In the new employee relationship economy, workers seek meaning and mobility, the flexibility to work remotely or to pivot between careers—or between work and professional development, such as returning to school to gain additional skills. Employees may change roles internally or leave their full-time jobs and return as consultants, freelancers, or partners. They may even boomerang, returning to a previous employer. Engaging this flexible workforce—or even embracing the gig economy with a talent-as-a-service approach—requires adapting to a host of employee needs and expectations. And, as five generations of people now must work together in teams and organizations, HR professionals are having to think anew about how to develop structures that address the multitude of issues their employees care about.
Social workers and others trained in the social sciences understand the new currency of engagement, loyalty, and trust. They bring interpersonal skills of listening, behavior analysis, communications, facilitation, and conflict resolution to promote mutually beneficial relationships that enhance the ability of an organization to achieve its mission and goals.

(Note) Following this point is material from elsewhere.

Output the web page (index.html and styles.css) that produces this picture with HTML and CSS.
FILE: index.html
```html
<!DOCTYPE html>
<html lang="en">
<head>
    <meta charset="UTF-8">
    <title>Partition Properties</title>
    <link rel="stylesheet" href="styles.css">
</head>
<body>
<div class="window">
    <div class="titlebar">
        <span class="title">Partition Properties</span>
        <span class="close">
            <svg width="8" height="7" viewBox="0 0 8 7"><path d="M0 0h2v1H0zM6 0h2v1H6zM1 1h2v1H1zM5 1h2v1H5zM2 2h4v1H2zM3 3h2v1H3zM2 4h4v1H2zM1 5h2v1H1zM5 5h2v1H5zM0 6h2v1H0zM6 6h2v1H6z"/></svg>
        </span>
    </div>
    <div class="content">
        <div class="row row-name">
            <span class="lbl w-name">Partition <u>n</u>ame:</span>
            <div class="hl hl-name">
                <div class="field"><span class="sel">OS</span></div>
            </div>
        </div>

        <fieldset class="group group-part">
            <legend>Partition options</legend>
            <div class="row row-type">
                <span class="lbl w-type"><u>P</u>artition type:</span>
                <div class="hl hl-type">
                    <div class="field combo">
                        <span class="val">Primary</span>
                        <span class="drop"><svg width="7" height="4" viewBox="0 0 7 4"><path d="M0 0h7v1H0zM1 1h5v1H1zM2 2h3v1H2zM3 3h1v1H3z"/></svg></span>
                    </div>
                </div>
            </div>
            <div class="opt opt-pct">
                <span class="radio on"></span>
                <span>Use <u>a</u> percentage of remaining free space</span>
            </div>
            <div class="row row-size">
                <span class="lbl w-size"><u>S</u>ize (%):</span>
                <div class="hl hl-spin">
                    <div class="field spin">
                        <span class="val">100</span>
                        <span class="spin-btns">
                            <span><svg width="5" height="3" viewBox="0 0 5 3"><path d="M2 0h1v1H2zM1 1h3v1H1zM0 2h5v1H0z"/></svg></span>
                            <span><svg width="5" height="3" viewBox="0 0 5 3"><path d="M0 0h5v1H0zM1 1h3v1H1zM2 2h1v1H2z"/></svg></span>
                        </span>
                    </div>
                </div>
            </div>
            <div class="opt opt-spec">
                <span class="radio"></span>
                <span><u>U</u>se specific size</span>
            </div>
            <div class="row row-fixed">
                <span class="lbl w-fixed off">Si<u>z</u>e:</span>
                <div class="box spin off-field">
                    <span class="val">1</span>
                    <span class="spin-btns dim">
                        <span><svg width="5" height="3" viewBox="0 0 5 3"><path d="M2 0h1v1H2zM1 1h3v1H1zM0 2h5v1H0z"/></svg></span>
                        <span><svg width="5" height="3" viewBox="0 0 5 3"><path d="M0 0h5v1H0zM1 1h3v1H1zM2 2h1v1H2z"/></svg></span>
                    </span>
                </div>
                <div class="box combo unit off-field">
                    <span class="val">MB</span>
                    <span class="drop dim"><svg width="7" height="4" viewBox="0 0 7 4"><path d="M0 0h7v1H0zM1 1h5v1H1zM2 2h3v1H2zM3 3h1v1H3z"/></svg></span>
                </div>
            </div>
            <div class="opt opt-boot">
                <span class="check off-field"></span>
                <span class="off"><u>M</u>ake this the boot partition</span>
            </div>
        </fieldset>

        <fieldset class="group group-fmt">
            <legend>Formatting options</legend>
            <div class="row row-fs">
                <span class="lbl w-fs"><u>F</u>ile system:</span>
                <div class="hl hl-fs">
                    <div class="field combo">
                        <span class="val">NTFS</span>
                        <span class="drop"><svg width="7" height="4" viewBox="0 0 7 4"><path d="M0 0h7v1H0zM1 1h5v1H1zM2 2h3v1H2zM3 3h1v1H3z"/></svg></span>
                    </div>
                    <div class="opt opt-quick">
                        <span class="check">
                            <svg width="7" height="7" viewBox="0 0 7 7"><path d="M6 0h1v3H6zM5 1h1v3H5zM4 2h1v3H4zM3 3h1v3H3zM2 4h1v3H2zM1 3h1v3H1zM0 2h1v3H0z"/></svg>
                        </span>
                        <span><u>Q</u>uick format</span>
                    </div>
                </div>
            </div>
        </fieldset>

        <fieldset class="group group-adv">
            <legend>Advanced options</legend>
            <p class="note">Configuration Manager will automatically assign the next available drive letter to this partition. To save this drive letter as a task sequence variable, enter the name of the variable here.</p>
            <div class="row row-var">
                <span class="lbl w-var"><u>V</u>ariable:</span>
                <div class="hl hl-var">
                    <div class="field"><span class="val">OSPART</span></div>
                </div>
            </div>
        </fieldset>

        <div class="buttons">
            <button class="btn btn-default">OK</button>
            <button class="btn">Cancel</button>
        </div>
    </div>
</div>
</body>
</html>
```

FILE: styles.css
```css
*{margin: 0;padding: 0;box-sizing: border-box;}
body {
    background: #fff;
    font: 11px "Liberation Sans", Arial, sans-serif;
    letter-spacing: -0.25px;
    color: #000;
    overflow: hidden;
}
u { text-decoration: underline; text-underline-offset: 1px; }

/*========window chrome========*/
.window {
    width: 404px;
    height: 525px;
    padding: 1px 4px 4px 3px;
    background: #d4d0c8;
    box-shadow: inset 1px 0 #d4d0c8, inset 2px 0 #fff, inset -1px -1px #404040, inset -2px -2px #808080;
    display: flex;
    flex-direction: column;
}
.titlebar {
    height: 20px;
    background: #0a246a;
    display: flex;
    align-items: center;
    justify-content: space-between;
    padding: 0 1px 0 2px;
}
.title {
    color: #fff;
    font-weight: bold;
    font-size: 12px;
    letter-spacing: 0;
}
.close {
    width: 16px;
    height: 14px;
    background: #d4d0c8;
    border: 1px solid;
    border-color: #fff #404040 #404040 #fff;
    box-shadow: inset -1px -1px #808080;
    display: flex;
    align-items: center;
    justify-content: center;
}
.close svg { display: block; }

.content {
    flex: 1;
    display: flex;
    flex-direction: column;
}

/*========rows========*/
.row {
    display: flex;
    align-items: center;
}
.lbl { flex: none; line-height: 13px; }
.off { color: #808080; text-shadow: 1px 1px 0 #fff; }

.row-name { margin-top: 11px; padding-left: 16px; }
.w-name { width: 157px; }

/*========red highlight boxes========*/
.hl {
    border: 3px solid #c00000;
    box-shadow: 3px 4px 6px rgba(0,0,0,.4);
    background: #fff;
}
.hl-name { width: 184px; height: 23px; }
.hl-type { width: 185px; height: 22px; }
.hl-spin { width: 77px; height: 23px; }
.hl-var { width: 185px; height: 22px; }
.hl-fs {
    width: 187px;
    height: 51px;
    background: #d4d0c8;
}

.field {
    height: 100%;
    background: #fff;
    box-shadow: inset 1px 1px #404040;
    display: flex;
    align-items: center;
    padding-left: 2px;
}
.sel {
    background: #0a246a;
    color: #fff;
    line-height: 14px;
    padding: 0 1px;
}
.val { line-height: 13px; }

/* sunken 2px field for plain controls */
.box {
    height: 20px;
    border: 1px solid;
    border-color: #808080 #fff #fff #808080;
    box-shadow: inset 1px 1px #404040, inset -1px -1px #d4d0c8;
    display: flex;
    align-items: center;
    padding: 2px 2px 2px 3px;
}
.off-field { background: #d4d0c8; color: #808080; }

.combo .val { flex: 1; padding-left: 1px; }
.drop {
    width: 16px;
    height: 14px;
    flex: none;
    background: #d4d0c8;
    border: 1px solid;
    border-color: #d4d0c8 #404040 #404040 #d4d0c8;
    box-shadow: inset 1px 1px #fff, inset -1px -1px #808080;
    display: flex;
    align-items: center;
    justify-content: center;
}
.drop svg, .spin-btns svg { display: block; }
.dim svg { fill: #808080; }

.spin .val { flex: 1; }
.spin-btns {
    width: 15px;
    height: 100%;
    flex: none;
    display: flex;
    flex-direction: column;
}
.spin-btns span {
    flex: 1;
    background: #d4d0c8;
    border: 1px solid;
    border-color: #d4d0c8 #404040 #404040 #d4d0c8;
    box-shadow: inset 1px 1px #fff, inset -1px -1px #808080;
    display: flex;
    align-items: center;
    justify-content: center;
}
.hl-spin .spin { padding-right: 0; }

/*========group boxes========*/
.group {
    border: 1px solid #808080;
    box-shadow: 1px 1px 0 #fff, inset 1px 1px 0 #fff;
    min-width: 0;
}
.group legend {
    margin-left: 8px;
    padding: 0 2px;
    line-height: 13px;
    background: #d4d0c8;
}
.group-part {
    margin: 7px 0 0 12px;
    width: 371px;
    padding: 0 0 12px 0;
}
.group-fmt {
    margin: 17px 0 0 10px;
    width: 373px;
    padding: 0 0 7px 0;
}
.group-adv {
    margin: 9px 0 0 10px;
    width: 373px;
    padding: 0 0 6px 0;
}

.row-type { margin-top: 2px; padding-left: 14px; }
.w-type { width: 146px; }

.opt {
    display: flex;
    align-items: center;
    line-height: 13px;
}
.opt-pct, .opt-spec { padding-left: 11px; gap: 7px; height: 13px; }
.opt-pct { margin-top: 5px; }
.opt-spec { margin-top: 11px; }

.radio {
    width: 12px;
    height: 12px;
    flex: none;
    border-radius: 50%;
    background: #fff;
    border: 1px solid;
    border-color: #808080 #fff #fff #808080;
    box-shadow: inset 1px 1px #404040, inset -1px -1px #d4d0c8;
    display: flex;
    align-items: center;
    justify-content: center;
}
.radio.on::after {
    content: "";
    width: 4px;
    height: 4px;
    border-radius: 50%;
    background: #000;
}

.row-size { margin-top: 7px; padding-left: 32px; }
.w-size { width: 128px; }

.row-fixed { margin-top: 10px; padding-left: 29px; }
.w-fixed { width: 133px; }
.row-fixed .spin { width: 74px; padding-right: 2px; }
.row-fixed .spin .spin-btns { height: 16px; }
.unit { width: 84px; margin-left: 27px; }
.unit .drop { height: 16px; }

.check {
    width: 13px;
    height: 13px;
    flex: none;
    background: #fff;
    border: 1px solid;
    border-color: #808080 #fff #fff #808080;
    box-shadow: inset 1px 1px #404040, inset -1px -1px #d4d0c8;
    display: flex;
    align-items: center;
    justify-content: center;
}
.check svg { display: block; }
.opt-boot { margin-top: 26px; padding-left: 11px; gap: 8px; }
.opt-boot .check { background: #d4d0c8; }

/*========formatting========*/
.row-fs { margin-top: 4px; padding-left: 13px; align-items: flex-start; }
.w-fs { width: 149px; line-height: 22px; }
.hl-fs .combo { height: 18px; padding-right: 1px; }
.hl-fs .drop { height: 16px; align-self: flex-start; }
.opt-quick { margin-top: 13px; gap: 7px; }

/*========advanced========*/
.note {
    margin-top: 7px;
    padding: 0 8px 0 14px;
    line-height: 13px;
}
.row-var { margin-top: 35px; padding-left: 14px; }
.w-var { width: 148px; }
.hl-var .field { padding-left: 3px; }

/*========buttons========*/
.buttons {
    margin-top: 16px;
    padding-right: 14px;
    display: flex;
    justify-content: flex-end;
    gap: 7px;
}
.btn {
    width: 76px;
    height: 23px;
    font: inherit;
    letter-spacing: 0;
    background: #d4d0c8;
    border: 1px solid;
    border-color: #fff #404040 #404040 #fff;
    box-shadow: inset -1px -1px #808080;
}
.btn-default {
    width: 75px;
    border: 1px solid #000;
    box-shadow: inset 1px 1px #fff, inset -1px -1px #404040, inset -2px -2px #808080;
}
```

Social workers in the corporate structure
Social workers can use their soft skills to understand needs, develop programs, educate participants, and provide resources in a variety of corporate positions.
Here is a sampling of the types of corporate roles suited to social workers:
- Management: Organizational administration, program management, policy development
- Human Resources: Personnel development, change management, workplace culture, diversity recruiting strategies, work-life balance policies, student loan repayment policies, employee feedback and surveys, sexual harassment policies/issues
- Learning and Development: Mentorship and internship programs; training in diversity, sexual harassment, and communications skills
- Coaching: Group facilitation, leadership skills, organizational change facilitation
- Counseling: Stress management, behavioral health, interpersonal conflict facilitation and resolution, substance abuse, community resources
- Financial literacy: Employee and customer financial education programs, resources for financial planning, assistance with understanding/using company products
- Employee Assistance Programs: Employee assessments, counseling, and referrals; emergency response situations
- Community Development: Program/services development and resourcing to improve community health, well-being, wealth and opportunity
- Corporate Social Responsibility: Identify societal needs to establish philanthropic campaigns, provide resources, support organizations that nurture large populations
Wisdom for job seekers and HR
For those with education or practical experience in social work, shifting from a traditional career to the corporate world can seem like an unlikely stretch. After all, you may have entered the field because you are oriented toward helping people in need who often have inadequate resources. The idea of working in a for-profit organization with plentiful resources may seem contradictory. But as one USC alumna now working in human resources for NASA explained, “Pain is pain, no matter ... where it is it is, and where you can impact and help alleviate pain, that’s what you should be doing.” In addition, happier, more engaged employees make happier, healthier people who are more engaged in their families and communities. People who experience charitable endeavors in corporate avenues are more likely to reach out in other ways. It all translates to a healthier business and a healthier world.
While the intersection of corporate needs with social work experience is a recent development, companies that invest the effort in seeking employees from non-traditional backgrounds and an abundance of soft skills frequently find hard evidence of the value of this approach in delivering five-star employee experiences and nurturing a growing number of dedicated customers.